──────── MATERIAL ────────
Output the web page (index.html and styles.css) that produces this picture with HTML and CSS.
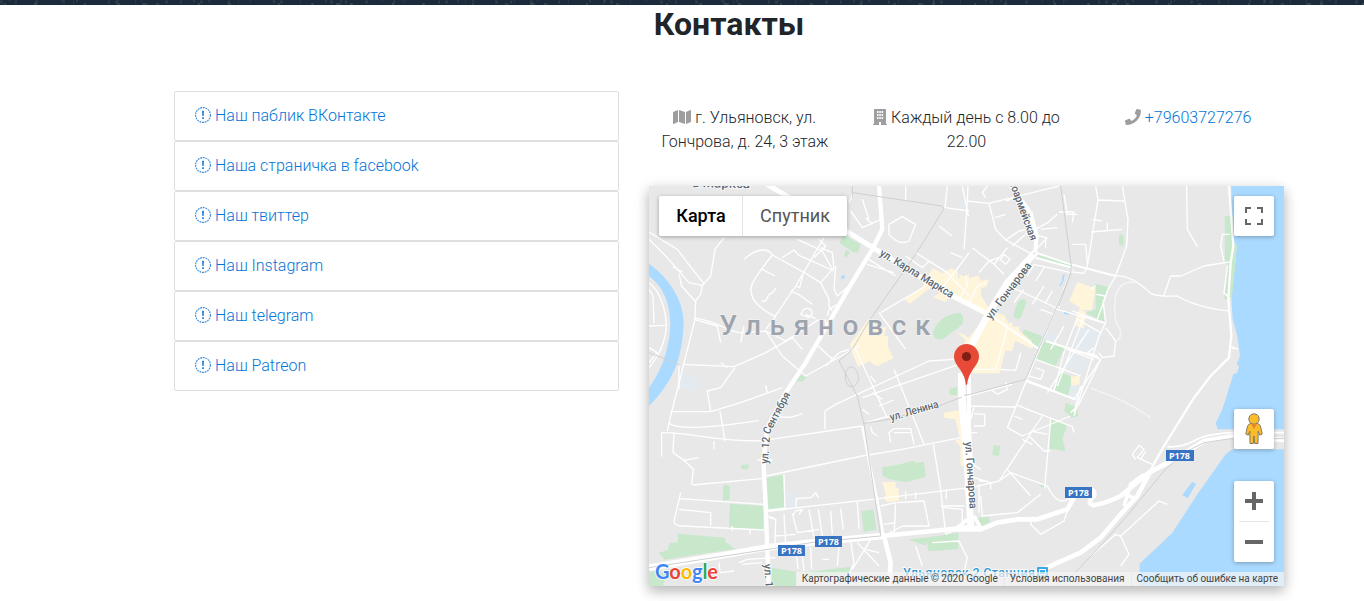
FILE: index.html
```html
<!DOCTYPE html>
<html lang="ru">
<head>
<meta charset="utf-8">
<title>Контакты</title>
<link rel="stylesheet" href="styles.css">
</head>
<body>
<svg class="defs" width="0" height="0" aria-hidden="true">
  <symbol id="bang" viewBox="0 0 16 16">
    <circle cx="8" cy="8" r="7.400" fill="none" stroke="#3289db" stroke-width="1.100" stroke-dasharray="1.900 .75"/>
    <path d="M7 3.800h2l-.3 5.200H7.300z M7.100 10.300h1.800V12H7.100z" fill="#2480dc"/>
  </symbol>
</svg>
<div class="hero-edge">
  <svg width="1364" height="5">
    <g fill="none" stroke="#747c73">
      <path d="M0 2H1364" stroke-width="3" opacity=".22" stroke-dasharray="3 12 2 18 3 25 2 8 1 34 2 5 3 17 1 29"/>
      <path d="M4 4H1364" stroke-width="2" opacity=".28" stroke-dasharray="2 28 3 47 2 31 3 22 5 9 3 39"/>
      <path d="M9 1H1364" stroke-width="2" opacity=".2" stroke-dasharray="1 51 2 13 2 40 1 22"/>
    </g>
  </svg>
</div>
<main class="contacts">
  <h2 class="title">Контакты</h2>
  <div class="columns">
    <ul class="links">
      <li><a href="#"><svg class="bang"><use href="#bang"/></svg>Наш паблик ВКонтакте</a></li>
      <li><a href="#"><svg class="bang"><use href="#bang"/></svg>Наша страничка в facebook</a></li>
      <li><a href="#"><svg class="bang"><use href="#bang"/></svg>Наш твиттер</a></li>
      <li><a href="#"><svg class="bang"><use href="#bang"/></svg>Наш Instagram</a></li>
      <li><a href="#"><svg class="bang"><use href="#bang"/></svg>Наш telegram</a></li>
      <li><a href="#"><svg class="bang"><use href="#bang"/></svg>Наш Patreon</a></li>
    </ul>
    <section class="place">
      <div class="facts">
        <p><svg class="fa" width="18" height="16" viewBox="0 0 576 512"><path d="M0 117.660v346.320c0 11.320 11.430 19.060 21.940 14.860L160 416V32L20.120 87.950A32.006 32.006 0 0 0 0 117.660zM192 416l192 64V96L192 32v384zM554.060 33.160L416 96v384l139.880-55.950A31.996 31.996 0 0 0 576 394.340V48.020c0-11.320-11.430-19.060-21.940-14.860z"/></svg> г. Ульяновск, ул. Гончрова, д. 24, 3 этаж</p>
        <p><svg class="fa" width="14" height="16" viewBox="0 0 14 16"><path fill-rule="evenodd" d="M1.500 0h11a.5.500 0 0 1 .5.500V15h.7a.3.300 0 0 1 .3.300V16H8v-3H6v3H0v-.7a.3.300 0 0 1 .3-.3H1V.5a.5.500 0 0 1 .5-.5zM4 2v2h1.500V2zM6.300 2v2h1.500V2zM8.600 2v2h1.500V2zM4 5v2h1.500V5zM6.300 5v2h1.500V5zM8.600 5v2h1.500V5zM4 8v2h1.500V8zM6.300 8v2h1.500V8zM8.600 8v2h1.500V8z"/></svg> Каждый день с 8.00 до 22.00</p>
        <p><svg class="fa" width="16" height="16" viewBox="0 0 512 512"><path d="M493.400 24.600l-104-24c-11.300-2.600-22.900 3.300-27.500 13.900l-48 112c-4.200 9.800-1.400 21.300 6.900 28l60.600 49.600c-36 76.700-98.900 140.500-177.200 177.200l-49.600-60.600c-6.800-8.300-18.200-11.100-28-6.900l-112 48C3.900 366.500-2 378.100.6 389.400l24 104C27.100 504.200 36.700 512 48 512c256.100 0 464-207.500 464-464 0-11.200-7.700-20.900-18.600-23.400z"/></svg> <a href="#">+79603727276</a></p>
      </div>
      <div class="map">
        <svg class="map-canvas" width="635" height="400" viewBox="649 186 635 400">
          <rect x="649" y="186" width="635" height="400" fill="#e8e8e8"/>

          <!-- areas, west half -->
          <g transform="translate(649 186) scale(.33333)">
            <path fill="#aadaff" d="M0 233C60 275 104 345 104 410C100 520 70 590 0 660V605C45 545 64 470 64 410C62 345 40 300 0 270zM577 270l10-3v10l-10 2z"/>
            <path fill="#e4ebf0" d="M100 560l50 15-10 42-50-10zM412 922h32v40l-30 5zM932 45h20v22h-20z"/>
            <g fill="#c8e8cb">
              <path d="M582 147l53 27-7 26-18-3-38-25zM590 192l13 5-10 17-8-3zM457 565l15 9-13 14-17-2z"/>
              <path d="M902 608l22-5v24l-22 1zM700 843l40-5 55-14 5 6 24-3 7 45-60 17-48-9-22-10zM275 840q5-5 20-5 8 4 4 12-10 5-22 1zM223 900q8-7 19 0v42l-20 2zM352 875l50-8 5 100-48 7zM243 953l100 7v75l-103-10zM637 975l37-4 8 60-38 7z"/>
              <path d="M86 1043l142 12 0 12 31 22-140 20-72 12-18-20 27-10 6-20 25-2zM778 1060l50-5 100-15v50l-90 6-5-30-3 13-23-8zM0 1155l50 5-7 40H0zM368 1145l75 12v43h-75zM460 1160l145-18v18l-120 18z"/>
            </g>
            <path fill="#fff5da" d="M850 247l32 15 25-16 20 12v20l33-14v86l-50-25-22 23-35-15 30-20-20-22-80 62-17-14 54-36zM603 475l55-75 12-3 15 30 28-4-8 25 13 5-2 28 18 35-50 25-24-15-33 16-15-34zM700 888h40v18h8l2 38-35 5-12-14 8-8zM885 680l42-7 20 10v160l-12-5v-55l-17-20 15-3-14-60-34-5zM925 440l18 3 17 15v12z"/>
          </g>

          <!-- areas, east half -->
          <g transform="translate(964 186) scale(.33333)">
            <path fill="#aadaff" d="M802 0V170L818 180L812 250L802 330L806 400L820 450L828 510L818 535L825 540L820 560L808 565L788 630L775 670L755 712L762 730H960V0zM960 790H805L785 805L700 925L625 1040L527 1133V1200H960zM685 887l11 7-25 43-16-10zM300 377l14 2v7l-14-2zM285 298l8-10 3-20 6-2-4 20-8 14z"/>
            <path fill="#e4ebf0" d="M350 425l65 15-25 65-60-20zM310 500l65 25-20 40-55-25zM322 575l25 0-15 60-18-6zM240 435l42 15-5 18-37-10z"/>
            <path fill="#c8e8cb" d="M-93 440Q-90 420-65 398Q-40 380-10 380Q2 395-5 415Q-20 430-45 445Q-70 470-89 455z"/>
            <g fill="#c8e8cb">
              <path d="M160 350Q170 335 183 341Q188 350 183 360L170 395Q153 405 148 388zM180 430l55 20-12 32-52-30zM242 460l60 25-30 60-55-25zM290 558l36 14-14 57-40-17zM305 650l35 15 3 25-20 5-22-20zM260 698l50 20-15 40 10 37-48-7zM88 777l20 3-3 30-20-3zM225 898l17-5-3 14zM42 995l32-3 4 18-30 12zM225 202l100 30v12l-105-30zM395 293l37 10-17 50 8 57-58-30 30-10z"/>
              <path d="M465 147q8-3 14 3v28q-8 4-14-3zM782 90h25v70l12 20-16 163-22-5 12-100-10-10z"/>
            </g>
            <path fill="#fff5da" d="M-15 265l25 12 35-8 5 15 25-4-7 22-17 5v20l30 50 40 10 12 25 10-3 5 15 17-3 2 15 35 28 7 22-13 0-10-7-32-15-10 30-20 0-17 68H25L0 470L70 390L-5 340zM340 288l55 20-12 65-28-2 10 8-5 48-27-7 5-30 10-25-32-20zM320 572l28-3-2 26-23 5z"/>
          </g>

          <!-- streets, west half -->
          <g class="road" transform="translate(649 186) scale(.33333)">
            <g stroke-width="4">
              <path d="M0 138L85 190L115 230L165 293L160 298L120 290L85 250L55 215L0 160M72 242L100 258M90 265L98 300L138 345M165 293L185 270L198 190L225 155M160 298L155 325L140 345L138 400L104 535L65 690L55 735"/>
              <path d="M285 220C330 180 360 190 370 207C320 270 300 300 307 320C310 350 340 370 378 392L440 300L525 155M370 207L470 262M340 250L378 270M425 315L448 325L490 355M380 305Q375 320 360 325L350 345L338 345M400 215L435 192L450 208L555 255M440 300L452 305L462 265"/>
              <path d="M470 262L515 290L540 340V360L550 375M515 290L550 250L520 195L445 160M515 185L550 200L555 250M510 160L530 180L495 215"/>
              <path d="M137 397C200 402 220 430 270 440L350 435L410 465L510 400M350 435L400 510L470 570L630 480M104 535L255 542L350 500L430 455L460 490M505 478L550 520M530 540L570 500L600 490M350 430L380 392M535 430L528 400"/>
              <path d="M65 677H185L275 650L400 605M185 677L175 615L215 605L258 545M60 712Q100 740 330 703M213 675L228 765M350 597L355 620M380 685Q410 705 460 682M75 740L72 800L105 823L150 815M105 823L133 850L128 895M38 812V740H55M195 765V790M130 897L345 877M325 822H370"/>
              <path d="M55 740C150 745 200 765 330 765L640 720M528 730V675L560 655L840 525L915 520M620 490L712 690M660 685L640 670M350 870L640 810L760 790L935 755M405 865L408 970M695 380L830 300M690 380L770 490M690 660L735 642M735 550L825 775M640 635L930 535M722 690L650 710"/>
              <path d="M92 938L345 955M95 920L75 1005Q75 1020 100 1020L345 1032M90 970L185 980V1018M355 975L690 938L960 905M853 775L875 910L890 1045M250 1020V1035M305 1030L302 1045"/>
              <path d="M360 995L380 1000L378 1070M405 983L410 1072M358 990L378 998M430 982L445 1040L510 1030M430 990L440 975L460 970L450 985M480 970L495 1055M508 970L520 1050M545 975L550 1045M575 968L583 1030M625 948L630 1030M440 962L442 938L485 935L500 920L508 935M378 1050L440 1045"/>
              <path d="M725 770L720 740L735 728H785L795 775M735 740H785M665 722L670 740L685 750M695 960L740 950L735 1050M745 950L825 945L840 1020L760 1020L705 1050M890 1045L940 1020V970L880 965M875 960H945M740 1010L705 1015M770 915V940M800 918V940M892 910V940"/>
              <path d="M440 1095L448 1150M458 1090L465 1155M485 1085L488 1150M520 1120H540M570 1080L565 1140M605 1065L615 1130L600 1165M665 1060L610 1150M270 1130L295 1120L380 1115M280 1135L340 1130M210 1130L213 1160L255 1155M625 1070L690 1140M650 1090L690 1100"/>
              <path d="M610 25L600 50M650 95L670 115M605 75L640 125L695 100M640 40L660 100M720 115L760 92L800 115L780 165Q750 180 720 145zM895 0L888 65L960 75M770 0V45M800 200L895 260L960 330M840 225L820 245L770 210M650 215L740 270M655 235L735 260M870 120L910 150M905 200L940 215M940 0L958 90M870 315L920 255L960 200M560 240L555 310L565 330L600 300M535 390L540 370L575 350M455 385Q465 360 485 370Q495 385 480 395zM470 385L500 398"/>
              <path d="M0 290C40 320 60 400 48 450S20 520 0 545M0 310L12 330L15 412M0 420L48 418M0 485L25 500L0 530M90 540V610M135 400L205 420L215 470M285 420L275 470M665 570L680 590M670 620L700 640M850 1070L930 1065L955 1115L945 1160M800 1080L820 1140M215 530L235 545"/>
            </g>
            <g fill="none">
              <path stroke-width="15" d="M345-10L410 28L600 140L680 190L900 325L1022 387"/>
              <path stroke-width="13" d="M690 0L700 130L670 190L600 305L560 375L470 530L410 620L355 725L343 820L350 960L355 1095L360 1200"/>
              <path stroke-width="20" d="M0 1145L240 1105L355 1084L500 1068L700 1050"/>
              <path stroke-width="14" d="M700 1050L960 1024M705 1050L725 1130L720 1200M934 560L935 650L950 810L962 1020"/>
              <path stroke-width="8" d="M640 720L665 850L690 970L705 1060M350 975L410 968"/>
            </g>
            <g class="rail">
              <path d="M612 20L878 60L885 68L800 205L660 405L610 490L570 525L625 630L645 715L695 1050L500 1068L0 1145M610 0V35M645 712L720 700L870 660L960 625M600 600C580 580 590 545 605 543S635 570 625 590Q613 608 600 600M0 500L90 535"/>
            </g>
          </g>

          <!-- streets, east half -->
          <g class="road" transform="translate(964 186) scale(.33333)">
            <g stroke-width="4">
              <path d="M12 0L10 45L0 190M10 45L75 52L285 0M75 52L95 130L125 162L205 205M125 45L170 30M70 0L55 20L65 35M92 95L125 85M125 162L165 135L190 130M145 180L190 140M25 185L90 235L120 265M90 235L130 185M45 260L75 225L105 215M110 220L120 205L138 220L125 235L108 220"/>
              <path d="M300 25L310 85H340M325 175H365L370 235M395 0L402 42L370 240L360 262L325 258M402 42L480 45M475 0L492 100L488 180L455 270L432 310L418 350L425 410L405 450L330 690M382 138L475 130M385 100L412 105M430 110V132M285 78H330L325 110"/>
              <path d="M135 300L265 360L280 370L425 412M455 270Q500 265 560 322Q580 332 640 330Q700 365 795 375M600 328L620 270L650 270L720 240L795 228M668 0L670 130L700 182M797 145H775L770 180L780 225M800 340L780 320L790 240M425 425L455 465L450 510L415 515L405 500"/>
              <path class="faint" d="M515 290Q470 280 455 330Q445 400 468 430Q475 460 455 465M380 605C450 635 480 640 560 695" stroke-width="5"/>
              <path d="M325 250L250 430L130 725L175 750L320 690M160 658L325 722L330 740M235 690L105 885L0 910M105 885L140 860L250 900Q280 960 310 940L330 935M260 700L242 907M130 850L200 930M20 700L30 665M30 683L62 685V720M30 720H60M175 760L205 775M195 750L240 795H260M150 690L175 700M200 735L250 745"/>
              <path d="M-5 635L145 595M80 610L100 625L130 610L125 590M0 550H95L130 425M0 660L155 663M230 370L270 385M340 395L300 500L270 615M360 390L280 600M375 430L250 620M325 375L420 410M340 400L410 440M245 465L410 520L330 640L185 580M310 490L390 522M215 520L350 570M215 545L240 555L230 580L195 570M105 550L155 553L165 520L170 500"/>
              <path d="M190 270L210 235L320 260M180 310L150 350M215 285L240 245M240 300L205 355M265 315L245 350M300 305L285 365M380 310L395 300M395 325L425 330L400 400M215 130L250 110L280 85M230 130L280 125M210 145L245 155V185M220 185L250 155M390 485L370 500L400 510"/>
              <path d="M45 895V980M15 870L80 890V910M45 885H65M50 930L55 990L160 980L230 925M310 975L300 1005L230 1045L200 1015L205 990M20 830L50 850M515 820L505 805L525 778L540 790L520 815L565 835M530 820L545 795M610 955L585 945L470 1050L450 1045M470 1050L495 1105L470 1140M455 1045L380 1110M320 680L345 655L410 520M350 600L330 680M810 490L800 480L822 490M0 740H40M300 420L260 490"/>
              <path d="M-15 340L10 300L5 270M15 350L40 300L65 290"/>
            </g>
            <g stroke-width="8">
              <path d="M795 0L808 180L800 230L793 340L802 450L795 515L740 570L690 635L600 780L555 860" stroke-width="7"/>
              <path d="M215 200L320 235L455 270M215 215L325 245M245 465L405 515M185 585L335 640M75 385L222 487" stroke-width="6"/>
              <path d="M960 740H800Q720 745 690 765Q650 785 610 782" stroke-width="5"/>
            </g>
            <g fill="none">
              <path stroke-width="20" d="M213 200L130 290L75 380L15 490"/>
              <path stroke-width="12" d="M140 0L200 80L218 150L213 205M-3 570L0 640L12 860L25 1020M15 560L15 720L25 900"/>
              <path stroke-width="14" d="M-40 1030L50 1030L100 1010L160 1000H220L310 970L330 935M370 915Q395 905 390 930Q365 950 390 958Q430 950 470 930L555 860L640 815L720 765L810 750L960 762"/>
              <path stroke-width="14" d="M560 855L520 930L470 985L410 1055L350 1100L180 1175"/>
              <path stroke-width="11" d="M540 865L500 895L480 960M480 925L510 935M10 1000L-20 1025H50L30 990"/>
            </g>
            <g class="rail">
              <path d="M290 0L322 240L320 265L185 580L20 625L0 628M320 260L285 360M300 1195L400 1090L480 1000L600 855L660 800L720 770L800 758H960"/>
            </g>
            <circle cx="211" cy="202" r="4" fill="#e4e4e4"/>
          </g>

          <!-- labels -->
          <g class="street">
            <text transform="translate(692 187) rotate(1)" textLength="58" lengthAdjust="spacingAndGlyphs">а Маркса</text>
            <text transform="translate(879 255) rotate(31)" textLength="84" lengthAdjust="spacingAndGlyphs">ул. Карла Маркса</text>
            <text transform="translate(991 320) rotate(-53)" textLength="68" lengthAdjust="spacingAndGlyphs">ул. Гончарова</text>
            <text transform="translate(1009 182) rotate(70)" textLength="63" lengthAdjust="spacingAndGlyphs">ноармейская</text>
            <text transform="translate(891 421) rotate(-16)" textLength="50" lengthAdjust="spacingAndGlyphs">ул. Ленина</text>
            <text transform="translate(965 442) rotate(86)" textLength="67" lengthAdjust="spacingAndGlyphs">ул. Гончарова</text>
            <text transform="translate(768 464) rotate(-86)" textLength="27" lengthAdjust="spacingAndGlyphs">ул. 12</text>
            <text transform="translate(769 435) rotate(-62)" textLength="46" lengthAdjust="spacingAndGlyphs">Сентября</text>
            <text transform="translate(764 564) rotate(86)" textLength="30" lengthAdjust="spacingAndGlyphs">ул. 12</text>
          </g>
          <text class="city" x="719.500" y="335" textLength="211">Ульяновск</text>
          <g class="station"><text x="903" y="577" textLength="132">Ульяновск 2 Станция</text>
            <rect x="1037" y="567" width="11" height="11" rx="1" fill="#3ba8e8"/><path d="M1039.500 569.500h6v5h-6zM1040 577l1-2M1045 577l-1-2" fill="none" stroke="#fff" stroke-width="1"/></g>
          <g class="shield">
            <rect x="778" y="545" width="27" height="11"/><text x="791.500" y="553.500">P178</text>
            <rect x="815" y="536" width="27" height="11"/><text x="828.500" y="544.500">P178</text>
            <rect x="1065" y="487" width="27" height="11"/><text x="1078.500" y="495.500">P178</text>
            <rect x="1166" y="450" width="28" height="11"/><text x="1179.500" y="458.500">P178</text>
          </g>
          <path d="M966.500 344a12.500 12.500 0 0 1 12.500 12.500c0 5-3.200 9-6.500 13.500-3 4.500-4.800 9-5.300 14.300q-.7 1.500-1.400 0c-.5-5.300-2.300-9.800-5.300-14.300-3.300-4.500-6.500-8.500-6.500-13.500A12.500 12.500 0 0 1 966.500 344z" fill="#e94a37"/>
          <circle cx="966.500" cy="356.500" r="4.600" fill="#811f14"/>
          <text class="logo" x="655" y="579" textLength="63"><tspan fill="#4285f4">G</tspan><tspan fill="#ea4335">o</tspan><tspan fill="#fbbc05">o</tspan><tspan fill="#4285f4">g</tspan><tspan fill="#34a853">l</tspan><tspan fill="#ea4335">e</tspan></text>
        </svg>
        <div class="map-type"><span class="on">Карта</span><span>Спутник</span></div>
        <div class="control full"><svg width="18" height="18"><path d="M1 6V1h5M12 1h5v5M17 12v5h-5M6 17H1v-5" fill="none" stroke="#666" stroke-width="2"/></svg></div>
        <div class="control pegman"><svg width="18" height="32" viewBox="0 0 18 32"><g fill="#fbbc2c" stroke="#77705a" stroke-width=".9"><path d="M5.500 10.500Q3 11 2.300 14L.8 21l2.400 1.200 1.600-4 .2 12.300h3.300L9 23l.7 7.500H13l.2-12.300 1.600 4 2.400-1.200-1.500-7q-.7-3-3.200-3.500z"/><circle cx="9" cy="6" r="5.200"/></g><path d="M6 11h6l-3 5z" fill="#e9842c"/></svg></div>
        <div class="control scale"><svg width="40" height="81"><path d="M11 20H29M20 11V29M11 61H29" stroke="#666" stroke-width="4"/><path d="M5 40.500H35" stroke="#e6e6e6"/></svg></div>
        <div class="terms"><span>Картографические данные © 2020 Google</span><span>Условия использования</span><span>Сообщить об ошибке на карте</span></div>
      </div>
    </section>
  </div>
</main>
</body>
</html>
```
FILE: styles.css
```css
* { box-sizing: border-box; }
body {
  margin: 0;
  height: 601px;
  overflow: hidden;
  background: #fff;
  color: #212529;
  font: 300 16px/24px Roboto, sans-serif;
}
a { color: #0275d8; text-decoration: none; }
.defs { position: absolute; }
.hero-edge { height: 5px; background: #1b2a3d; }
.hero-edge svg { display: block; }
.contacts { width: 1110px; margin-left: 174px; }
.title {
  margin: 0;
  text-align: center;
  font-size: 32px;
  line-height: 38px;
  font-weight: 700;
}
.columns {
  display: grid;
  grid-template-columns: 445px 635px;
  gap: 30px;
  padding-top: 48px;
}
.links { list-style: none; margin: 0; padding: 0; }
.links li {
  height: 50px;
  padding: 12px 20px 11px;
  border: 1px solid #dfdfdf;
  border-radius: 2px;
}
.links a { display: flex; align-items: flex-start; gap: 4px; }
.bang { width: 16px; height: 16px; margin-top: 3px; }
.facts {
  display: grid;
  grid-template-columns: repeat(3, 1fr);
  gap: 30px;
  padding-top: 15px;
  height: 95px;
  text-align: center;
}
.facts p { margin: 0; }
.fa { fill: #9e9e9e; vertical-align: -2px; }
.map {
  position: relative;
  width: 635px;
  height: 400px;
  box-shadow: 0 5px 11px rgba(0,0,0,.18), 0 4px 15px rgba(0,0,0,.15);
}
.map-canvas { display: block; }
.road { fill: none; stroke: #fff; stroke-linejoin: round; }
.faint { stroke: #f3f3f3; }
.rail { fill: none; stroke: #cdd0d0; stroke-width: 3; }
.street {
  font-size: 11px;
  font-weight: 500;
  fill: #5b6670;
  stroke: #fff;
  stroke-width: 1.500px;
  paint-order: stroke;
}
.city {
  font-size: 28px;
  font-weight: 500;
  fill: #9ea4ae;
  stroke: #f2f2f2;
  stroke-width: 1.500px;
  paint-order: stroke;
}
.station text {
  font-size: 12.500px;
  font-weight: 500;
  fill: #3298d0;
  stroke: #fff;
  stroke-width: 1.500px;
  paint-order: stroke;
}
.shield rect { fill: #3774c4; }
.shield text {
  fill: #fff;
  font: 700 9px "Noto Sans", sans-serif;
  text-anchor: middle;
}
.logo {
  font: 700 20px Lato, sans-serif;
  stroke: #fff;
  stroke-width: 1.500px;
  paint-order: stroke;
}
.map-type {
  position: absolute;
  left: 10px;
  top: 10px;
  display: flex;
  width: 188px;
  height: 40px;
  background: #fff;
  border-radius: 2px;
  box-shadow: 0 1px 4px rgba(0,0,0,.3);
  color: #565656;
  font-size: 18px;
  font-weight: 400;
  line-height: 40px;
}
.map-type span { flex: 1; text-align: center; }
.map-type .on {
  flex: 0 0 84px;
  padding-left: 1px;
  border-right: 1px solid #e4e4e4;
  color: #000;
  font-weight: 500;
}
.control {
  position: absolute;
  right: 10px;
  display: flex;
  align-items: center;
  justify-content: center;
  width: 40px;
  height: 40px;
  background: #fff;
  border-radius: 2px;
  box-shadow: 0 1px 4px rgba(0,0,0,.3);
}
.full { top: 10px; }
.pegman { top: 223px; }
.scale { top: 295px; height: 81px; }
.terms {
  position: absolute;
  right: 0;
  bottom: 0;
  display: flex;
  height: 14px;
  color: #444;
  font-size: 10px;
  font-weight: 400;
  line-height: 14px;
  white-space: nowrap;
}
.terms span { padding: 0 6px; background: rgba(245,245,245,.7); }
.terms span + span { border-left: 1px solid #e8e8e8; padding-left: 5px; }
```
────────
▶ _WHAT IS NEEDED_
Which lines hold the string "index"? List them all.

▶ _TASK RESPONSE_
Output the web page (index.html and styles.css) that produces this picture with HTML and CSS.
FILE: index.html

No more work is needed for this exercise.